Porém sem validade alguma, pois apenas palavras floreadas ou de cunho moral,
humanitário ou de benevolência, que sequer são respeitadas pela própria pessoa
que as expressa.
Faça o que eu
digo, eis a frase sempre fácil dizer. E já vem o outro, com sua sabedoria
popular, cortando aquela razão para dizer que se conselho fosse bom não era
dado, e sim negociado. Ou o outro dizendo que quando a esmola é grande o cego
desconfia. Mas não adianta, os conselhos continuarão sendo dados, os pareceres
verbais continuarão em alta, as pessoas continuarão dizendo como deve ser a
vida do próximo, como este deve se comportar, o que deve fazer ou não. Os
verdadeiros donos da verdade.
O problema é
que é muito fácil apenas dizer. É só abrir a boca, expressar uma virtude e
pronto. Ninguém que se acha com poder de interferir no alheio através de
opinião ou de se mostrar com sabedoria suficiente para opinar sobre
determinadas realidades, o faz porque intimamente age segundo promulga ou
porque tem a máxima certeza de que não faria diferente. Apenas diz por que é
muito fácil. É como se dissesse que é preciso manter a casa sempre limpa ou
escovar os dentes após as refeições, e ela própria não fazer nada disso.
Tem gente
acostumada demais em dizer o que está certo ou errado na vida do outro. Anda
com vestido curto e diz que coisa feia é moça solteira andar com saia acima do
joelho, alardeia por todo lugar que odeia gente falsa e fofoqueira e ela mesma
não podia ouvir sussurro para que não passe adiante já emendado, esconjura os
pecados mundanos e vive com o corpo fervendo de depravação. E faz assim
simplesmente porque é sempre mais fácil cuidar dos outros do que de si mesmo.

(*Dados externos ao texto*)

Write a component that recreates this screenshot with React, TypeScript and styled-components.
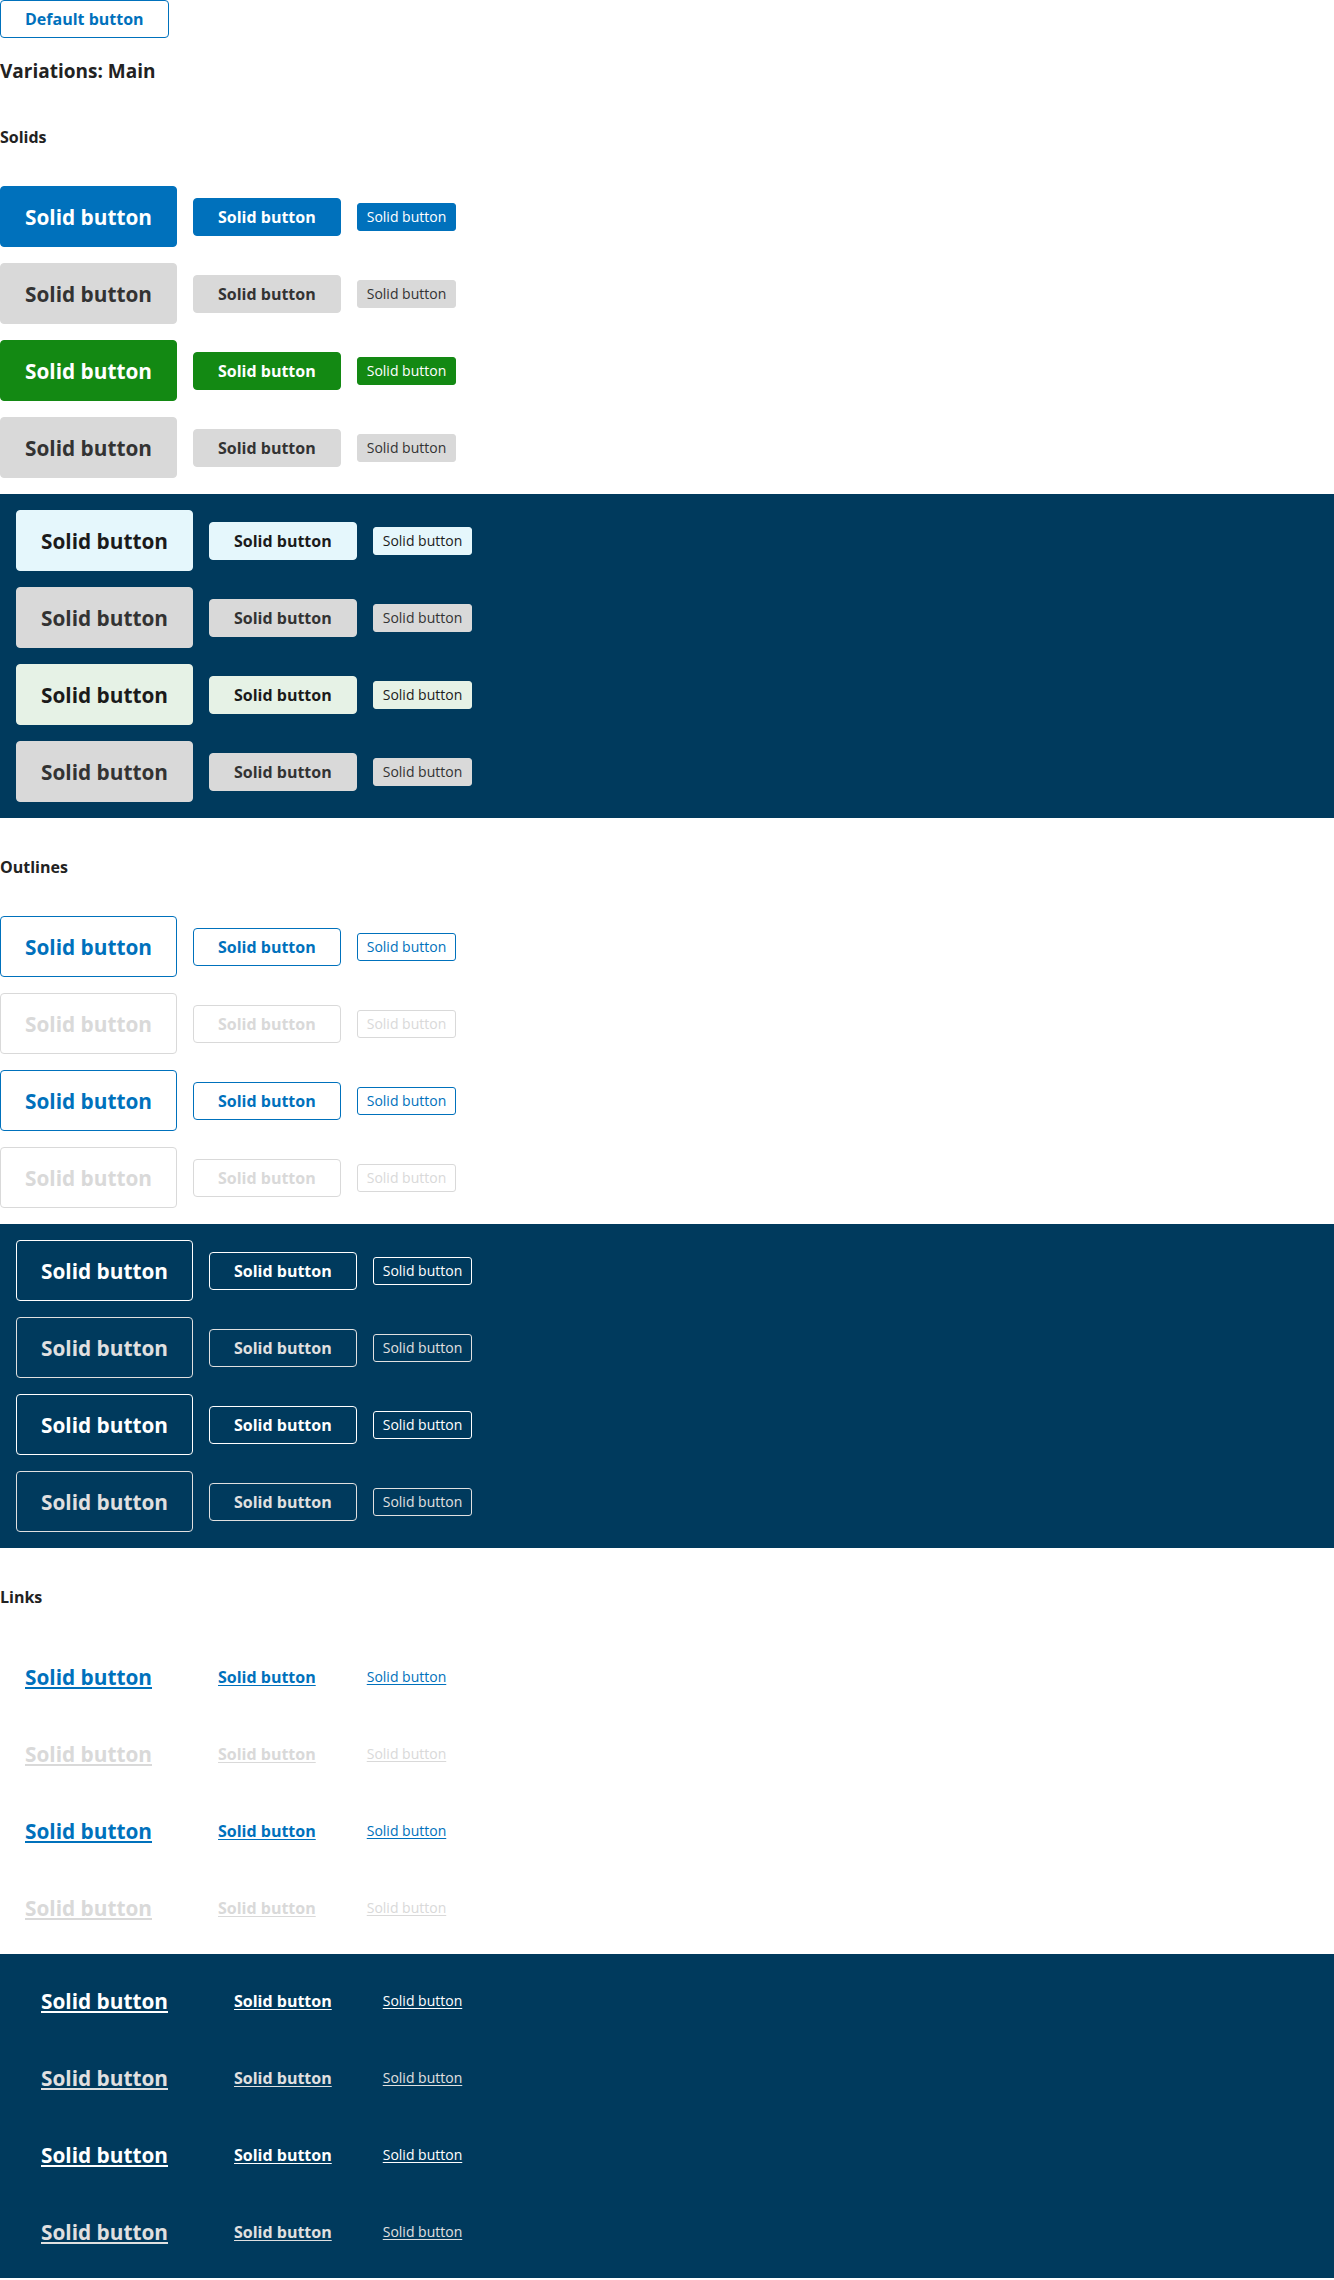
import React from "react";
import styled, { createGlobalStyle, css } from "styled-components";

type Size = "lg" | "md" | "sm";
type Kind = "solid" | "outline" | "link";

interface Tone {
  bg: string;
  fg: string;
}

const BLUE = "#0071bc";
const GREEN = "#138913";
const GREY = "#d9d9d9";
const NAVY = "#003a5d";

const GlobalStyle = createGlobalStyle`
  body {
    margin: 0;
    font-family: "Open Sans", "Noto Sans", sans-serif;
    color: #222;
    background: #fff;
  }
`;

const sizes = {
  lg: css`
    height: 61px;
    padding: 0 24px;
    font-size: 20.8px;
    font-weight: 700;
    border-radius: 4px;
    text-decoration-thickness: 2px;
  `,
  md: css`
    height: 38px;
    padding: 0 24px;
    font-size: 16px;
    font-weight: 700;
    border-radius: 4px;
    text-decoration-thickness: 1.5px;
  `,
  sm: css`
    height: 28px;
    padding: 0 9px;
    font-size: 14px;
    font-weight: 400;
    border-radius: 3px;
    text-decoration-thickness: 1px;
  `,
};

const Button = styled.button<{ $size: Size; $kind: Kind; $tone: Tone }>`
  box-sizing: border-box;
  display: inline-flex;
  align-items: center;
  justify-content: center;
  flex: none;
  margin: 0;
  font-family: "Open Sans", "Noto Sans", sans-serif;
  line-height: normal;
  white-space: nowrap;
  cursor: pointer;
  border: 1px solid transparent;
  ${(p) => sizes[p.$size]}
  ${(p) =>
    p.$kind === "solid" &&
    css`
      background: ${p.$tone.bg};
      border-color: ${p.$tone.bg};
      color: ${p.$tone.fg};
    `}
  ${(p) =>
    p.$kind === "outline" &&
    css`
      background: transparent;
      border-color: ${p.$tone.fg};
      color: ${p.$tone.fg};
    `}
  ${(p) =>
    p.$kind === "link" &&
    css`
      background: transparent;
      color: ${p.$tone.fg};
      text-decoration: underline;
      text-underline-offset: 2px;
    `}
`;

const Title = styled.h2`
  margin: 20px 0 42px;
  font-size: 19px;
  font-weight: 700;
  line-height: normal;
  color: #222;
`;

const SectionHeading = styled.h4`
  margin: 38px 0 38px;
  font-size: 16px;
  font-weight: 700;
  line-height: normal;
  color: #222;
`;

const Panel = styled.section<{ $dark?: boolean }>`
  display: flex;
  flex-direction: column;
  gap: 16px;
  background: ${(p) => (p.$dark ? NAVY : "transparent")};
  padding: ${(p) => (p.$dark ? "16px" : "0 0 16px")};
`;

const Row = styled.div`
  display: flex;
  align-items: center;
  gap: 16px;
`;

const solidLight: Tone[] = [
  { bg: BLUE, fg: "#fff" },
  { bg: GREY, fg: "#333" },
  { bg: GREEN, fg: "#fff" },
  { bg: GREY, fg: "#333" },
];

const solidDark: Tone[] = [
  { bg: "#e5f7fc", fg: "#1b1b1b" },
  { bg: GREY, fg: "#333" },
  { bg: "#e6f2e6", fg: "#1b1b1b" },
  { bg: GREY, fg: "#333" },
];

const lineLight: Tone[] = [
  { bg: "transparent", fg: BLUE },
  { bg: "transparent", fg: GREY },
  { bg: "transparent", fg: BLUE },
  { bg: "transparent", fg: GREY },
];

const lineDark: Tone[] = [
  { bg: "transparent", fg: "#fff" },
  { bg: "transparent", fg: "#e0e0e0" },
  { bg: "transparent", fg: "#fff" },
  { bg: "transparent", fg: "#e0e0e0" },
];

const ButtonRows = ({ kind, tones }: { kind: Kind; tones: Tone[] }) => (
  <>
    {tones.map((tone, i) => (
      <Row key={i}>
        {(["lg", "md", "sm"] as Size[]).map((size) => (
          <Button key={size} $size={size} $kind={kind} $tone={tone}>
            Solid button
          </Button>
        ))}
      </Row>
    ))}
  </>
);

export default function App() {
  return (
    <>
      <GlobalStyle />
      <Button $size="md" $kind="outline" $tone={{ bg: "#fff", fg: BLUE }}>
        Default button
      </Button>
      <Title>Variations: Main</Title>

      <SectionHeading>Solids</SectionHeading>
      <Panel>
        <ButtonRows kind="solid" tones={solidLight} />
      </Panel>
      <Panel $dark>
        <ButtonRows kind="solid" tones={solidDark} />
      </Panel>

      <SectionHeading>Outlines</SectionHeading>
      <Panel>
        <ButtonRows kind="outline" tones={lineLight} />
      </Panel>
      <Panel $dark>
        <ButtonRows kind="outline" tones={lineDark} />
      </Panel>

      <SectionHeading>Links</SectionHeading>
      <Panel>
        <ButtonRows kind="link" tones={lineLight} />
      </Panel>
      <Panel $dark>
        <ButtonRows kind="link" tones={lineDark} />
      </Panel>
    </>
  );
}
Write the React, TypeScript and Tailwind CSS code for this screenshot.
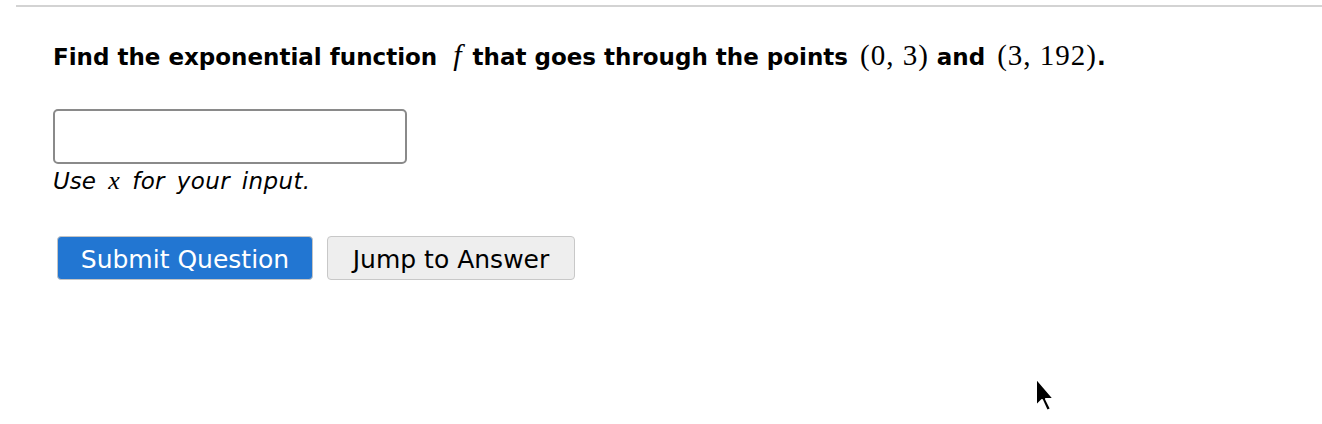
import React from "react";

const sans = { fontFamily: '"DejaVu Sans", Verdana, sans-serif' };
const mathCls = "font-['Liberation_Serif',serif] font-normal text-[29px] tracking-[1px]";

export default function App() {
  return (
    <div className="relative w-[1322px] h-[424px] overflow-hidden bg-white text-black">
      <div className="ml-4 mt-[5px] h-[2px] bg-[#d3d3d3]" />
      <div className="pl-[53px]">
        <p className="mt-[33px] text-[23px] font-bold leading-[30px] whitespace-nowrap" style={sans}>
          Find the exponential function{" "}
          <span className="ml-[8px] mr-[3px] font-['Liberation_Serif',serif] italic font-normal text-[30px]">f</span>{" "}
          that goes through the points{" "}
          <span className={`ml-[4px] ${mathCls}`}>(0, 3)</span> and{" "}
          <span className={`ml-[4px] ${mathCls}`}>(3, 192)</span>.
        </p>
        <div className="mt-[37px] w-[354px] h-[55px] rounded-[5px] border-2 border-[#8a8a8a] bg-white" />
        <p className="mt-[4px] text-[23px] italic leading-[26px] whitespace-nowrap" style={sans}>
          Use <span className="mx-[5px] font-['Liberation_Serif',serif] text-[26px]">x</span>{" "}
          <span className="tracking-[0.4px] [word-spacing:4px]">for your input.</span>
        </p>
        <div className="mt-[42px] ml-1 flex gap-[14px]">
          <button
            className="w-[256px] h-[44px] pt-[3px] rounded-[4px] border border-[#c4c4c4] bg-[#2276d2] text-white text-[25px] leading-none"
            style={sans}
          >
            Submit Question
          </button>
          <button
            className="w-[248px] h-[44px] pt-[3px] rounded-[4px] border border-[#c8c8c8] bg-[#eeeeee] text-black text-[25px] leading-none"
            style={sans}
          >
            Jump to Answer
          </button>
        </div>
      </div>
      <svg className="absolute left-[1032px] top-[376px]" width="30" height="40" viewBox="0 0 30 40">
        <path d="M4 2 L4 30 L10 24 L15 35 L19 33 L14 23 L22 23 Z" fill="black" stroke="white" strokeWidth="2" strokeLinejoin="round" />
      </svg>
    </div>
  );
}
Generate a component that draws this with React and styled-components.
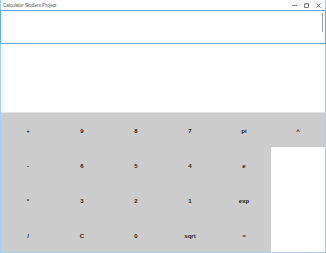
import React from "react";
import styled, { createGlobalStyle } from "styled-components";

const rows = [
    ["+", "9", "8", "7", "pi", "^"],
    ["-", "6", "5", "4", "e", null],
    ["*", "3", "2", "1", "exp", null],
    ["/", "C", "0", "sqrt", "=", null],
];

function App() {
    return (
        <>
            <GlobalStyle />
            <Window>
                <TitleBar>
                    <Title>Calculator Student Project</Title>
                    <Controls>
                        <svg width="5" height="5" viewBox="0 0 5 5">
                            <path d="M0 2.5H5" stroke="#555" strokeWidth="0.7" />
                        </svg>
                        <svg width="5" height="5" viewBox="0 0 5 5">
                            <rect x="0.5" y="1" width="4" height="3.5" fill="none" stroke="#555" strokeWidth="0.7" />
                            <path d="M1.5 0.4H4.6V3" fill="none" stroke="#555" strokeWidth="0.6" />
                        </svg>
                        <svg width="5" height="5" viewBox="0 0 5 5">
                            <path d="M0.5 0.5L4.5 4.5M4.5 0.5L0.5 4.5" stroke="#444" strokeWidth="0.8" />
                        </svg>
                    </Controls>
                </TitleBar>
                <Display>
                    <ScrollThumb />
                </Display>
                <Spacer />
                <Keypad>
                    {rows.flat().map((k, i) =>
                        k ? <Key key={i}>{k}</Key> : <Blank key={i} />
                    )}
                </Keypad>
            </Window>
        </>
    );
}

export default App;

const GlobalStyle = createGlobalStyle`
    html, body {
        margin: 0;
        padding: 0;
        background: #fff;
    }
    * {
        box-sizing: border-box;
    }
`;

const Window = styled.div`
    display: flex;
    flex-direction: column;
    width: 326px;
    height: 253px;
    border: 1px solid #a9cdf0;
    border-top: none;
    background: #fff;
    font-family: "Liberation Sans", Arial, sans-serif;
`;

const TitleBar = styled.div`
    display: flex;
    align-items: center;
    justify-content: space-between;
    height: 10px;
    padding: 0 4px 0 2px;
`;

const Title = styled.span`
    font-size: 4.6px;
    color: #555;
`;

const Controls = styled.div`
    display: flex;
    align-items: center;
    gap: 7px;
`;

const Display = styled.div`
    display: flex;
    justify-content: flex-end;
    align-items: flex-start;
    height: 34px;
    margin: 0 -1px;
    padding: 2px 2px;
    border: 1px solid #6aa6e2;
    box-shadow: inset 0 0 1px #b8d6f3;
`;

const ScrollThumb = styled.div`
    width: 1px;
    height: 19px;
    background: #9a9a9a;
`;

const Spacer = styled.div`
    flex: 1;
`;

const Keypad = styled.div`
    display: grid;
    grid-template-columns: repeat(6, 54px);
    grid-template-rows: 34px repeat(3, 35px);
    border-top: 1px solid #e2e2e2;
`;

const Key = styled.div`
    display: flex;
    align-items: center;
    justify-content: center;
    padding-top: 2px;
    background: #cccccc;
    font-size: 6px;
    font-weight: 700;
    color: #222;
`;

const Blank = styled.div`
    background: #fff;
`;
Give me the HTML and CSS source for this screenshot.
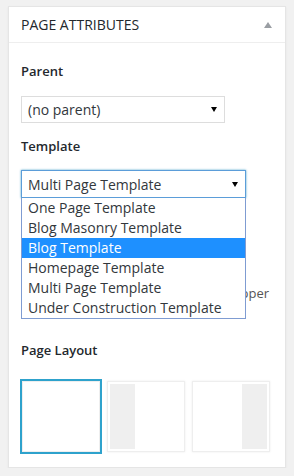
FILE: index.html
```html
<!DOCTYPE html>
<html lang="en">
<head>
    <meta charset="UTF-8">
    <meta name="viewport" content="width=device-width, initial-scale=1.0">
    <title>Page Attributes</title>
    <link rel="stylesheet" href="styles.css">
</head>
<body>
    <div class="postbox">
        <div class="postbox-header">
            <h2>Page Attributes</h2>
            <span class="toggle-arrow"></span>
        </div>
        <div class="inside">
            <p class="attr-label">Parent</p>
            <div class="fake-select parent-select">
                <span>(no parent)</span>
                <span class="caret"></span>
            </div>

            <p class="attr-label">Template</p>
            <div class="template-wrap">
                <div class="fake-select template-select">
                    <span>Multi Page Template</span>
                    <span class="caret"></span>
                </div>
                <ul class="dropdown">
                    <li>One Page Template</li>
                    <li>Blog Masonry Template</li>
                    <li class="active">Blog Template</li>
                    <li>Homepage Template</li>
                    <li>Multi Page Template</li>
                    <li>Under Construction Template</li>
                </ul>
                <p class="template-help">
                    <span class="help-line first">Pick a template to show the upper</span>
                    <span class="help-line">gallery</span>
                </p>
            </div>

            <p class="attr-label layout-label">Page Layout</p>
            <div class="layouts">
                <div class="layout-option selected"></div>
                <div class="layout-option sidebar-left"><span class="side"></span></div>
                <div class="layout-option sidebar-right"><span class="side"></span></div>
            </div>
        </div>
    </div>
</body>
</html>
```

FILE: styles.css
```css
body {
    margin: 0;
    background-color: #f1f1f1;
    font-family: "Open Sans", "Liberation Sans", sans-serif;
    color: #23282d;
}

.postbox {
    margin: 6px 0 0 8px;
    width: 276px;
    background-color: #fff;
    border: 1px solid #e5e5e5;
    box-shadow: 0 1px 2px rgba(0, 0, 0, 0.06);
}

.postbox-header {
    display: flex;
    align-items: center;
    justify-content: space-between;
    height: 35px;
    padding: 0 13px 0 12px;
    border-bottom: 1px solid #eee;
}

.postbox-header h2 {
    margin: 0;
    font-size: 14px;
    font-weight: 400;
    text-transform: uppercase;
    color: #23282d;
}

.toggle-arrow {
    width: 0;
    height: 0;
    border-left: 4px solid transparent;
    border-right: 4px solid transparent;
    border-bottom: 6px solid #9a9ea3;
}

.inside {
    padding: 19px 12px 15px;
}

.attr-label {
    margin: 0;
    font-size: 13px;
    font-weight: 600;
    line-height: 18px;
}

.fake-select {
    display: flex;
    align-items: center;
    justify-content: space-between;
    box-sizing: border-box;
    padding: 0 7px 0 6px;
    font-size: 14px;
    color: #32373c;
    background-color: #fff;
    border: 1px solid #ddd;
}

.parent-select {
    width: 204px;
    height: 27px;
    margin: 16px 0 14px;
}

.caret {
    width: 0;
    height: 0;
    border-left: 3px solid transparent;
    border-right: 3px solid transparent;
    border-top: 5px solid #000;
}

.template-wrap {
    position: relative;
    margin-top: 15px;
}

.template-select {
    width: 225px;
    height: 28px;
    border-color: #5b9dd9;
    box-shadow: 0 0 2px rgba(30, 140, 190, 0.8);
}

.dropdown {
    position: absolute;
    top: 28px;
    left: 0;
    width: 225px;
    box-sizing: border-box;
    margin: 0;
    padding: 0;
    list-style: none;
    background-color: #fff;
    border: 1px solid #7f9cd2;
    border-top: none;
    z-index: 2;
}

.dropdown li {
    height: 20px;
    line-height: 20px;
    padding: 0 6px;
    font-size: 14px;
    color: #32373c;
}

.dropdown li.active {
    background-color: #1e90ff;
    color: #fff;
}

.template-help {
    margin: 86px 0 0;
    font-size: 13px;
    line-height: 18px;
    color: #555;
}

.help-line {
    display: block;
    white-space: nowrap;
    overflow: hidden;
}

.help-line.first {
    text-align: right;
    padding-right: 4px;
}

.layout-label {
    margin-top: 21px;
}

.layouts {
    display: flex;
    gap: 7px;
    margin-top: 22px;
    padding-left: 1px;
}

.layout-option {
    display: flex;
    box-sizing: border-box;
    width: 78px;
    height: 71px;
    padding: 2px;
    border: 1px solid #eee;
    box-shadow: 0 0 2px rgba(0, 0, 0, 0.08);
}

.layout-option.selected {
    outline: 2px solid #2ea2cc;
}

.sidebar-right {
    justify-content: flex-end;
}

.side {
    width: 25px;
    background-color: #efefef;
}
```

Sempre acha que os seus erros são tão ocultos que ninguém saberá que um sujo
não pode falar do mal lavado ou que um maldoso não pode ensinar bondade a
ninguém.
Mas faça o que
digo, pois o que digo é o suprassumo da coerência, da honra, da virtude, da
grandeza humana. Discursos, apenas discursos; palavras, nada mais que palavras.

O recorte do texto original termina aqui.